Direction -
Filter for the word "this" and keep each matching line.

Provided material -
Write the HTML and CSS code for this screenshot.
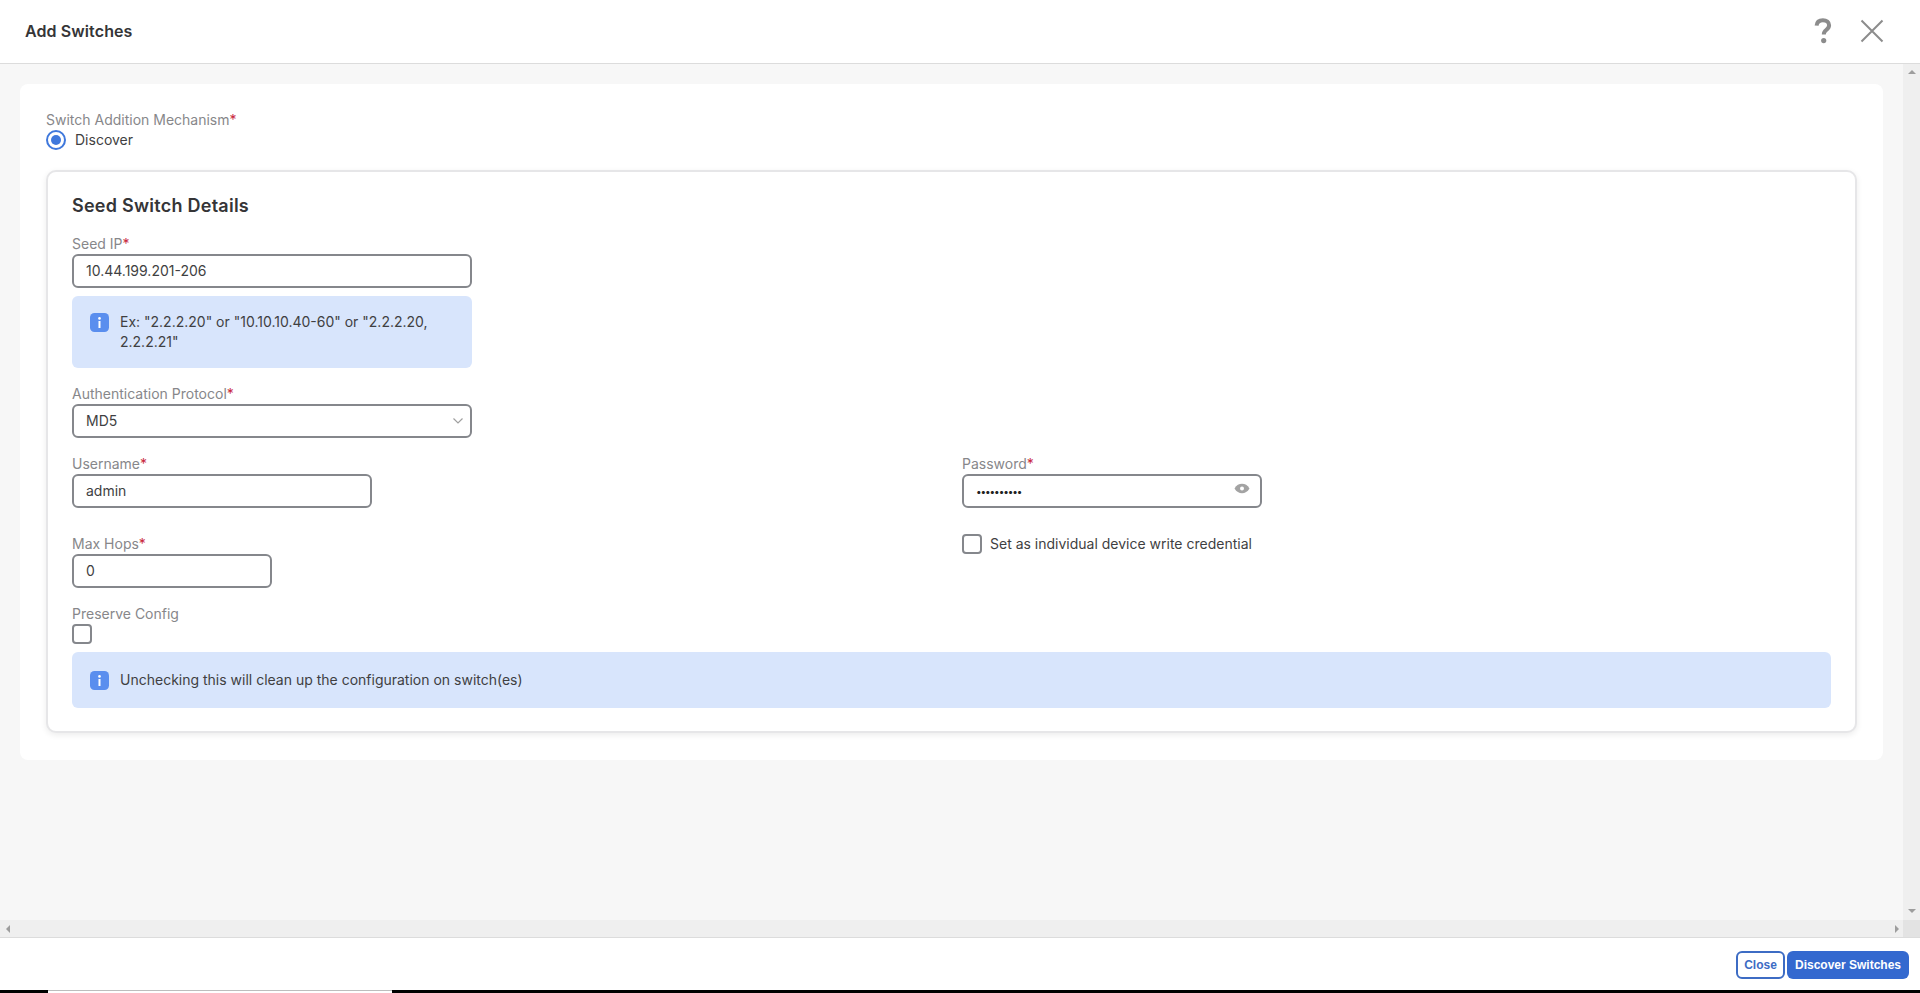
FILE: index.html
```html
<!DOCTYPE html>
<html lang="en">
<head>
<meta charset="utf-8">
<title>Add Switches</title>
<link rel="stylesheet" href="styles.css">
</head>
<body>
<div class="app">
  <header class="header">
    <h1 class="title">Add Switches</h1>
    <div class="header-icons">
      <svg class="icon-help" width="18" height="26" viewBox="0 0 18 26"><path d="M2.600 7.600C2.900 3.900 5.500 2.200 8.900 2.200c3.600 0 6.200 2 6.200 5.100 0 2.400-1.300 3.600-3 4.800-1.500 1.100-2.300 2-2.300 4.300" fill="none" stroke="#8c8c8c" stroke-width="4"/><circle cx="9.700" cy="22.600" r="2.600" fill="#8c8c8c"/></svg>
      <svg class="icon-close" width="24" height="24" viewBox="0 0 24 24"><path d="M1.500 1.500l21 21M22.500 1.500l-21 21" fill="none" stroke="#8c8c8c" stroke-width="2"/></svg>
    </div>
  </header>

  <div class="viewport">
    <main class="content">
      <section class="panel">
        <div class="label">Switch Addition Mechanism<span class="req">*</span></div>
        <div class="radio-row">
          <span class="radio"><span class="radio-dot"></span></span>
          <span class="radio-text">Discover</span>
        </div>

        <section class="card">
          <h2 class="card-title">Seed Switch Details</h2>

          <div class="label">Seed IP<span class="req">*</span></div>
          <div class="input w-400">10.44.199.201-206</div>
          <div class="info info-narrow">
            <svg class="info-icon" width="19" height="19" viewBox="0 0 19 19"><rect width="19" height="19" rx="4.500" fill="#5a8eee"/><circle cx="9.500" cy="5.400" r="1.300" fill="#fff"/><rect x="8.500" y="8" width="2" height="7" fill="#fff"/></svg>
            <span class="info-text">Ex: "2.2.2.20" or "10.10.10.40-60" or "2.2.2.20, 2.2.2.21"</span>
          </div>

          <div class="label gap-16">Authentication Protocol<span class="req">*</span></div>
          <div class="input select w-400">
            <span>MD5</span>
            <svg width="12" height="8" viewBox="0 0 12 8"><path d="M1.500 1.500l4.500 4.500 4.500-4.500" fill="none" stroke="#a0a0a0" stroke-width="1.200"/></svg>
          </div>

          <div class="grid">
            <div class="field">
              <div class="label">Username<span class="req">*</span></div>
              <div class="input w-300">admin</div>
            </div>
            <div class="field">
              <div class="label">Password<span class="req">*</span></div>
              <div class="input password w-300">
                <span class="dots">••••••••••</span>
                <svg width="16" height="11" viewBox="0 0 16 11"><path d="M0.500 5.500C2.500 2.200 5 .8 8 .8s5.500 1.400 7.500 4.700C13.500 8.800 11 10.200 8 10.200S2.500 8.800.5 5.500z" fill="#a3a3a3"/><circle cx="8" cy="5.500" r="2" fill="#fff"/></svg>
              </div>
            </div>
            <div class="field">
              <div class="label">Max Hops<span class="req">*</span></div>
              <div class="input w-200">0</div>
            </div>
            <div class="check-row">
              <span class="check"></span>
              <span class="check-text">Set as individual device write credential</span>
            </div>
          </div>

          <div class="label gap-16">Preserve Config</div>
          <span class="check check-block"></span>
          <div class="info info-wide">
            <svg class="info-icon" width="19" height="19" viewBox="0 0 19 19"><rect width="19" height="19" rx="4.500" fill="#5a8eee"/><circle cx="9.500" cy="5.400" r="1.300" fill="#fff"/><rect x="8.500" y="8" width="2" height="7" fill="#fff"/></svg>
            <span class="info-text">Unchecking this will clean up the configuration on switch(es)</span>
          </div>
        </section>
      </section>
    </main>
    <div class="vscroll">
      <span class="arrow-up"></span>
      <span class="arrow-down"></span>
    </div>
  </div>

  <div class="hscroll">
    <div class="hscroll-track">
      <span class="arrow-left"></span>
      <span class="arrow-right"></span>
    </div>
    <div class="corner"></div>
  </div>

  <footer class="footer">
    <button class="btn btn-outline" type="button">Close</button>
    <button class="btn btn-primary" type="button">Discover Switches</button>
  </footer>

  <div class="taskbar">
    <span class="task-black task-start"></span>
    <span class="task-tab"></span>
    <span class="task-black task-end"></span>
  </div>
</div>
</body>
</html>
```

FILE: styles.css
```css
* { box-sizing: border-box; }
html, body { margin: 0; padding: 0; height: 100%; overflow: hidden; }
body { font-family: Inter, "Liberation Sans", sans-serif; font-size: 14px; color: #3f3f42; background: #fff; }

.app { display: flex; flex-direction: column; height: 993px; }

.header { height: 64px; flex: none; display: flex; align-items: center; justify-content: space-between; padding: 0 36px 2px 25px; border-bottom: 1px solid #dcdcdc; background: #fff; }
.title { margin: 0; font-size: 16px; line-height: 22px; font-weight: 600; letter-spacing: .1px; color: #353537; }
.header-icons { display: flex; align-items: center; gap: 28px; }
.icon-help { display: block; }
.icon-close { display: block; }

.viewport { flex: 1; min-height: 0; display: flex; background: #f7f7f7; }
.content { flex: 1; min-width: 0; padding: 20px 20px 0; }
.panel { background: #fff; border-radius: 8px; padding: 26px 26px 27px; height: 676px; }

.label { font-size: 14px; line-height: 20px; color: #87878a; }
.req { color: #c8283c; }
.gap-16 { margin-top: 16px; }

.radio-row { display: flex; align-items: center; gap: 9px; height: 20px; }
.radio { width: 20px; height: 20px; border-radius: 50%; border: 2px solid #3f78dc; display: flex; align-items: center; justify-content: center; }
.radio-dot { width: 10px; height: 10px; border-radius: 50%; background: #3f78dc; }
.radio-text { line-height: 20px; color: #3f3f42; }

.card { margin-top: 20px; height: 563px; border: 2px solid #e6e6e8; border-radius: 10px; padding: 23px 24px 0 24px; box-shadow: 0 2px 6px rgba(0, 0, 0, .08); background: #fff; }
.card-title { margin: 0 0 17px; font-size: 18px; line-height: 22px; font-weight: 600; letter-spacing: .25px; color: #353537; }

.input { height: 34px; border: 2px solid #85878c; border-radius: 6px; padding: 0 12px; font-size: 14px; line-height: 30px; color: #3f3f42; background: #fff; }
.w-400 { width: 400px; }
.w-300 { width: 300px; }
.w-200 { width: 200px; }
.select, .password { display: flex; align-items: center; justify-content: space-between; }
.select { padding-right: 6px; }
.password { padding-right: 10px; }
.password svg { margin-top: -6px; }
.dots { font-size: 10px; letter-spacing: -1.100px; color: #222; }

.info { display: flex; background: #d8e5fc; border-radius: 6px; }
.info-icon { flex: none; margin-top: 1px; }
.info-text { line-height: 20px; color: #3f3f42; }
.info-narrow { width: 400px; height: 72px; margin-top: 8px; padding: 16px 18px; gap: 11px; }
.info-wide { height: 56px; margin-top: 8px; padding: 18px; gap: 11px; }

.grid { display: grid; grid-template-columns: 890px 1fr; row-gap: 26px; margin-top: 16px; }
.check-row { display: flex; align-items: center; gap: 8px; height: 20px; }
.check { width: 20px; height: 20px; flex: none; border: 2px solid #85878c; border-radius: 4px; background: #fff; }
.check-block { display: block; }
.check-text { line-height: 20px; color: #3f3f42; }

.vscroll { width: 17px; flex: none; background: #efefef; display: flex; flex-direction: column; justify-content: space-between; align-items: center; padding: 6px 0 7px; }
.arrow-up { width: 0; height: 0; border: 4px solid transparent; border-top: 0; border-bottom: 4px solid #9d9d9d; }
.arrow-down { width: 0; height: 0; border: 4px solid transparent; border-bottom: 0; border-top: 4px solid #9d9d9d; }

.hscroll { flex: none; height: 17px; display: flex; }
.hscroll-track { flex: 1; background: #efefef; display: flex; justify-content: space-between; align-items: center; padding: 0 4px 0 6px; }
.arrow-left { width: 0; height: 0; border: 4px solid transparent; border-left: 0; border-right: 4px solid #9d9d9d; }
.arrow-right { width: 0; height: 0; border: 4px solid transparent; border-right: 0; border-left: 4px solid #9d9d9d; }
.corner { width: 17px; background: #e3e3e3; }

.footer { flex: none; height: 53px; display: flex; justify-content: flex-end; align-items: flex-start; gap: 2px; padding: 13px 11px 0 0; border-top: 1px solid #dcdcdc; background: #fff; }
.btn { height: 28px; border-radius: 6px; font-family: "Liberation Sans", Arial, sans-serif; font-size: 12px; font-weight: 700; padding: 0; cursor: pointer; }
.btn-outline { width: 49px; background: #fff; color: #3d6cc4; border: 2px solid #3d6cc4; }
.btn-primary { width: 122px; background: #3469cf; color: #fff; border: 0; }

.taskbar { flex: none; height: 3px; display: flex; background: #000; }
.task-start { width: 48px; background: #000; }
.task-tab { width: 344px; background: #fff; border-top: 1px solid #bdbdbd; }
.task-end { flex: 1; background: #000; }
```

Complete response -
Write the HTML and CSS code for this screenshot.
            <span class="info-text">Unchecking this will clean up the configuration on switch(es)</span>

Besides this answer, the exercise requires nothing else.